_Short task_: Tally the lines in the listing below that include "this". Answer with the count and nothing more.

_Code that builds pages_:
-*-

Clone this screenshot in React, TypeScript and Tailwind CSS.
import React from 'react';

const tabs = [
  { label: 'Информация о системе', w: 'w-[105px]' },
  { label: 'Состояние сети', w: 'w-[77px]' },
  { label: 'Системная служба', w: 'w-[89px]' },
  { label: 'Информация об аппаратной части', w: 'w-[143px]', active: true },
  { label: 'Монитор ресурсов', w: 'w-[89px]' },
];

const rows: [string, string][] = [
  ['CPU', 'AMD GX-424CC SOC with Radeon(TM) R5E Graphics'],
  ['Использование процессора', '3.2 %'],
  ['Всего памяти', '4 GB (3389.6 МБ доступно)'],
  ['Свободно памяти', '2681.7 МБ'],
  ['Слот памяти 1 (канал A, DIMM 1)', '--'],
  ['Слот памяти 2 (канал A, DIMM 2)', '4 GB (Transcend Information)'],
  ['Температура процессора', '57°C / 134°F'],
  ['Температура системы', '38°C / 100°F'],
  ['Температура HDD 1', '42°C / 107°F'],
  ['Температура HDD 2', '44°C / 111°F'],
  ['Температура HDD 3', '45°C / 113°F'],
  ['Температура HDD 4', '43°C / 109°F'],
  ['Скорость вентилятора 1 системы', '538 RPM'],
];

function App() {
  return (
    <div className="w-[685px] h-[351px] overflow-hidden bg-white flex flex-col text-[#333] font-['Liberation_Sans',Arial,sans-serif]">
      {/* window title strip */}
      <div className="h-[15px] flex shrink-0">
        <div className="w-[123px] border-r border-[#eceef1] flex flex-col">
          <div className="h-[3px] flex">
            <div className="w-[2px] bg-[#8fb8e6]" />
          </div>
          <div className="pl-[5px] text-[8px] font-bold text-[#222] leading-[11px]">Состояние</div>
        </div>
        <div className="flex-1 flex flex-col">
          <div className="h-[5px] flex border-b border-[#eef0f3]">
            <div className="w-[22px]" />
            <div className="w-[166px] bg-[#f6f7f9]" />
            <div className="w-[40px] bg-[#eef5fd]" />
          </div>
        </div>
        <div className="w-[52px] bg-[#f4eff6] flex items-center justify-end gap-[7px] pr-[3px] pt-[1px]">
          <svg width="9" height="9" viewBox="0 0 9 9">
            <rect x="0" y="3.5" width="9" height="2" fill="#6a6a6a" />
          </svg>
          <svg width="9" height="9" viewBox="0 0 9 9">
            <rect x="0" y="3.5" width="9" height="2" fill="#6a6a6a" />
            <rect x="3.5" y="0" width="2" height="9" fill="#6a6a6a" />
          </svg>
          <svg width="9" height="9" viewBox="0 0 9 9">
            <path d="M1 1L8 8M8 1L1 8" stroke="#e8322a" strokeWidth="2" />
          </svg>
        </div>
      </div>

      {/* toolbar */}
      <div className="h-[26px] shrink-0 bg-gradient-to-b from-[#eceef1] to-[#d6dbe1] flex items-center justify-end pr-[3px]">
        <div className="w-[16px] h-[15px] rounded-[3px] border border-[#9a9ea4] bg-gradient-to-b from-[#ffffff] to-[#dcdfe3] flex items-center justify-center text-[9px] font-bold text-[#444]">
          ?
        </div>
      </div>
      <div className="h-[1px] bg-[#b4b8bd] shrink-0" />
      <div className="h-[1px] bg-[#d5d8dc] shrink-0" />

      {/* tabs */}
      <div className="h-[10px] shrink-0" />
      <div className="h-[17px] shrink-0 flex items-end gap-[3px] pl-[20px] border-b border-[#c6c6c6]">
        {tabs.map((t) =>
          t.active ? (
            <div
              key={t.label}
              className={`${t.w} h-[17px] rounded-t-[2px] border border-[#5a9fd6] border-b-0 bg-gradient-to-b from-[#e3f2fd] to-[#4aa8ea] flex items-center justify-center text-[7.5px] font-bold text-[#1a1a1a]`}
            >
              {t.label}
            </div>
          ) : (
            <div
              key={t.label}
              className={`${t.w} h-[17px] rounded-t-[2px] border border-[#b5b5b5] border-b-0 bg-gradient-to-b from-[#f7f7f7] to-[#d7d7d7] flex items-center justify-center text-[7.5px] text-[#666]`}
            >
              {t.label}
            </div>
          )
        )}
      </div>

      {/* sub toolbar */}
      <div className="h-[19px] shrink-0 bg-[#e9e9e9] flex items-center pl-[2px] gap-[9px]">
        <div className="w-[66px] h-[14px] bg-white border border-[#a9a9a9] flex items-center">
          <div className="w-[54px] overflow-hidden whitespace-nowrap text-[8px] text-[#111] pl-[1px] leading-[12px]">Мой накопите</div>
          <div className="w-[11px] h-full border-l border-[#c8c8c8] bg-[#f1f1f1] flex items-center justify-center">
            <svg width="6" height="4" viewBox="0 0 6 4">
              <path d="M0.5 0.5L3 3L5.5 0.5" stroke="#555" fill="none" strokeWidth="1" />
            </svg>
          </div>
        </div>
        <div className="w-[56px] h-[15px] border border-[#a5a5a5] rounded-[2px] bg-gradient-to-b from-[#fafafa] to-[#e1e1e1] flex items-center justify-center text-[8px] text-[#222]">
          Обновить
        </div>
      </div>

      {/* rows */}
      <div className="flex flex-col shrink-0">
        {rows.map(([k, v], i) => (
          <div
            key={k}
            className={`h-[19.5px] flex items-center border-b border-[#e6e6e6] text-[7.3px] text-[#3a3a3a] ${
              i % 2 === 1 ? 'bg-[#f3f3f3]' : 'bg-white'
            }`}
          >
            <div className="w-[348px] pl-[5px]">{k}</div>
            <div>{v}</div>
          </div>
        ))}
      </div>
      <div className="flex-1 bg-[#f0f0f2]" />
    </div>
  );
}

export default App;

-*-

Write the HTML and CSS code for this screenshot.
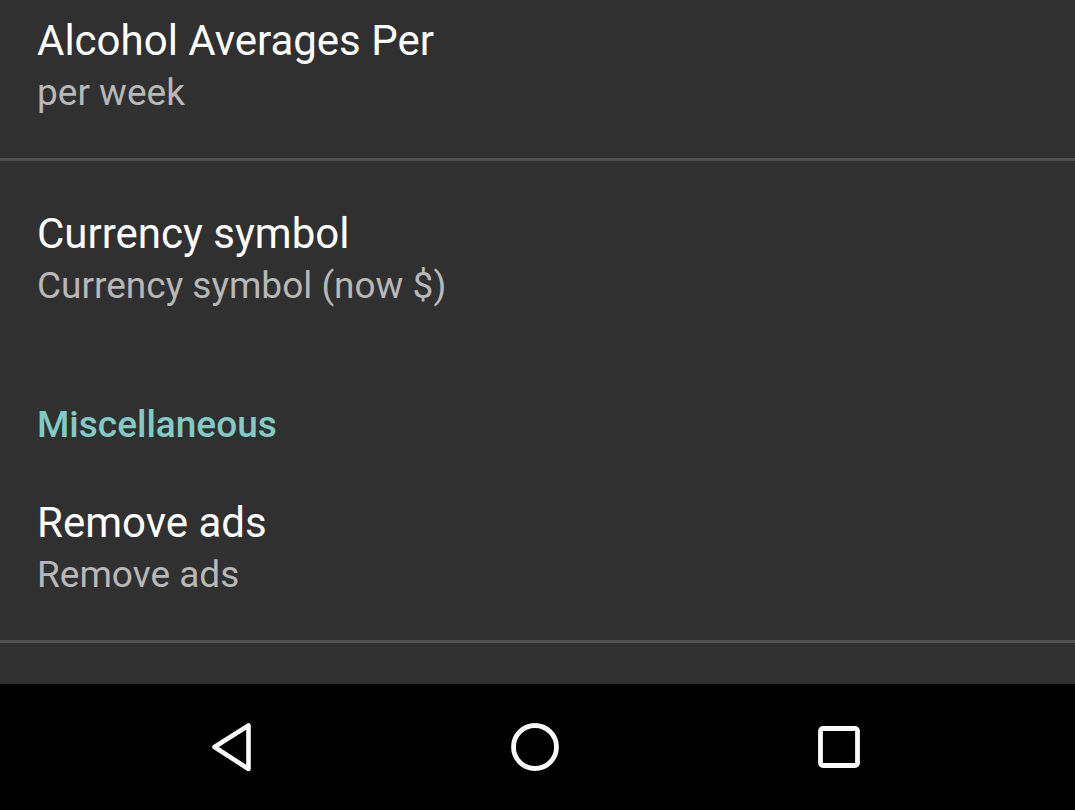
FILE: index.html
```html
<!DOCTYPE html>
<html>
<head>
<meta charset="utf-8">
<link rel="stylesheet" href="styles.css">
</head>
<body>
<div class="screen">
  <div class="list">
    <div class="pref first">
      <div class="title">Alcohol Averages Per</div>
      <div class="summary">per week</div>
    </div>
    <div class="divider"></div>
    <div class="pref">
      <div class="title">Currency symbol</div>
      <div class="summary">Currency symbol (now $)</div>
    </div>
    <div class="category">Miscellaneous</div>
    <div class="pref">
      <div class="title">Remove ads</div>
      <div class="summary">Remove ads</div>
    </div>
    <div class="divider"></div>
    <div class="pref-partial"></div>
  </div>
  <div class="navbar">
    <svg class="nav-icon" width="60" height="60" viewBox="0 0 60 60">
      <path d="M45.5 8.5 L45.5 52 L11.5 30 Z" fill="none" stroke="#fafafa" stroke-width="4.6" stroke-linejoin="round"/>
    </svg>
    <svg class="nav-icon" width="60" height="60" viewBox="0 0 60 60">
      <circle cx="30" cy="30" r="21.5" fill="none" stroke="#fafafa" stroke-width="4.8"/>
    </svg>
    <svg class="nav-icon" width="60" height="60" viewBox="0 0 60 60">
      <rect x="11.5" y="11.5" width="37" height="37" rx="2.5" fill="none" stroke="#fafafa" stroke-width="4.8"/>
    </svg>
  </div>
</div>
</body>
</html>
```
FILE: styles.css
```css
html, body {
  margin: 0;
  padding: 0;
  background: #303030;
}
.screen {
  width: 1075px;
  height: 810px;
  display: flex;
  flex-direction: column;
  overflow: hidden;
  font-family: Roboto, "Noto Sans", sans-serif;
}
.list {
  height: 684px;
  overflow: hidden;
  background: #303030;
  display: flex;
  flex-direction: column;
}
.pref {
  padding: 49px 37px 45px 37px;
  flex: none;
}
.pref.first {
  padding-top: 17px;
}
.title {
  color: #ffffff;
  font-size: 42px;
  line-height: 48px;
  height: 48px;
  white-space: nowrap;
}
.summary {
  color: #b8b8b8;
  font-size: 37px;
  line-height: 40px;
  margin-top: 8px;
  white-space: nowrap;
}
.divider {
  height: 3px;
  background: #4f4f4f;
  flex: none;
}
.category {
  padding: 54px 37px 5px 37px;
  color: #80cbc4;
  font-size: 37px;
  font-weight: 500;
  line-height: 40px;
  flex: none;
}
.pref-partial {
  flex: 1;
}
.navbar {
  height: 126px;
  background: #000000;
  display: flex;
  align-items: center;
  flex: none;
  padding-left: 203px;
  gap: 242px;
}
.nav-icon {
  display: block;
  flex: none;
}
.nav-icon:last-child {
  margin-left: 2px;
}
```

-*-

_Answer in full_: 2